**Task goal**
Transcribe the material exactly. Images do not belong in the copy.

_ _ _ _ _ _ _

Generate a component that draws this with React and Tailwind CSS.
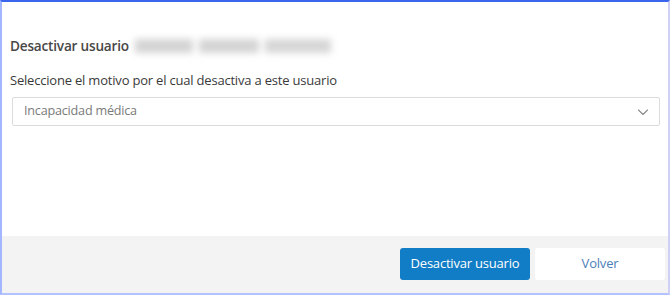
import React, { useState } from 'react';

const ChevronDown = () => (
  <svg width="12" height="12" viewBox="0 0 12 12" fill="none" className="text-[#8a8a8a]">
    <path d="M1.5 4l4.5 4.5L10.5 4" stroke="currentColor" strokeWidth="1.1" strokeLinecap="round" strokeLinejoin="round" />
  </svg>
);

const App = () => {
  const [motivo] = useState('Incapacidad médica');

  return (
    <div
      className="w-[670px] h-[295px] flex flex-col bg-white border-t-2 border-t-[#3a66ee] border-l-2 border-l-[#a4b6ff] border-r-2 border-r-[#cfd0f4] border-b-2 border-b-[#b4c2ff] overflow-hidden"
      style={{ fontFamily: '"Open Sans", "Noto Sans", sans-serif' }}
    >
      {/* Body */}
      <div className="flex-1 flex flex-col pl-2 pr-[8px] pt-[34px]">
        <div className="flex items-center h-[20px]">
          <span className="text-[13.6px] font-semibold text-[#474747] tracking-[-0.2px]">Desactivar usuario</span>
          <div className="flex items-center gap-[6px] ml-[6px] blur-[3.5px]">
            <div className="w-[58px] h-[14px] bg-[#d4d4d4]" />
            <div className="w-[60px] h-[14px] bg-[#d4d4d4]" />
            <div className="w-[66px] h-[14px] bg-[#d6d6d6]" />
          </div>
        </div>

        <p className="mt-[16px] text-[13px] text-[#3a3a3a] tracking-[-0.2px] leading-[16px]">
          Seleccione el motivo por el cual desactiva a este usuario
        </p>

        <div className="mt-[9px] ml-[2px] h-[29px] flex items-center justify-between border border-[#dcdcdc] rounded-[2px] pl-[11px] pr-[10px]">
          <span className="text-[12.6px] text-[#7a7a7a] tracking-[-0.2px]">{motivo}</span>
          <ChevronDown />
        </div>
      </div>

      {/* Footer */}
      <div className="h-[57px] bg-[#f3f3f3] flex items-center justify-end gap-[5px] pr-[3px] pb-[2px]">
        <button className="w-[130px] h-[32px] rounded-[3px] bg-[#117dc6] text-white text-[13px] tracking-[-0.2px]">
          Desactivar usuario
        </button>
        <button className="w-[130px] h-[32px] rounded-[3px] bg-white text-[#4d80b8] text-[13px] tracking-[-0.2px]">
          Volver
        </button>
      </div>
    </div>
  );
};

export default App;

_ _ _ _ _ _ _

**Exercise response**
Generate a component that draws this with React and Tailwind CSS.
import React, { useState } from 'react';

const ChevronDown = () => (
  <svg width="12" height="12" viewBox="0 0 12 12" fill="none" className="text-[#8a8a8a]">
    <path d="M1.5 4l4.5 4.5L10.5 4" stroke="currentColor" strokeWidth="1.1" strokeLinecap="round" strokeLinejoin="round" />
  </svg>
);

const App = () => {
  const [motivo] = useState('Incapacidad médica');

  return (
    <div
      className="w-[670px] h-[295px] flex flex-col bg-white border-t-2 border-t-[#3a66ee] border-l-2 border-l-[#a4b6ff] border-r-2 border-r-[#cfd0f4] border-b-2 border-b-[#b4c2ff] overflow-hidden"
      style={{ fontFamily: '"Open Sans", "Noto Sans", sans-serif' }}
    >
      {/* Body */}
      <div className="flex-1 flex flex-col pl-2 pr-[8px] pt-[34px]">
        <div className="flex items-center h-[20px]">
          <span className="text-[13.6px] font-semibold text-[#474747] tracking-[-0.2px]">Desactivar usuario</span>
          <div className="flex items-center gap-[6px] ml-[6px] blur-[3.5px]">
            <div className="w-[58px] h-[14px] bg-[#d4d4d4]" />
            <div className="w-[60px] h-[14px] bg-[#d4d4d4]" />
            <div className="w-[66px] h-[14px] bg-[#d6d6d6]" />
          </div>
        </div>

        <p className="mt-[16px] text-[13px] text-[#3a3a3a] tracking-[-0.2px] leading-[16px]">
          Seleccione el motivo por el cual desactiva a este usuario
        </p>

        <div className="mt-[9px] ml-[2px] h-[29px] flex items-center justify-between border border-[#dcdcdc] rounded-[2px] pl-[11px] pr-[10px]">
          <span className="text-[12.6px] text-[#7a7a7a] tracking-[-0.2px]">{motivo}</span>
          <ChevronDown />
        </div>
      </div>

      {/* Footer */}
      <div className="h-[57px] bg-[#f3f3f3] flex items-center justify-end gap-[5px] pr-[3px] pb-[2px]">
        <button className="w-[130px] h-[32px] rounded-[3px] bg-[#117dc6] text-white text-[13px] tracking-[-0.2px]">
          Desactivar usuario
        </button>
        <button className="w-[130px] h-[32px] rounded-[3px] bg-white text-[#4d80b8] text-[13px] tracking-[-0.2px]">
          Volver
        </button>
      </div>
    </div>
  );
};

export default App;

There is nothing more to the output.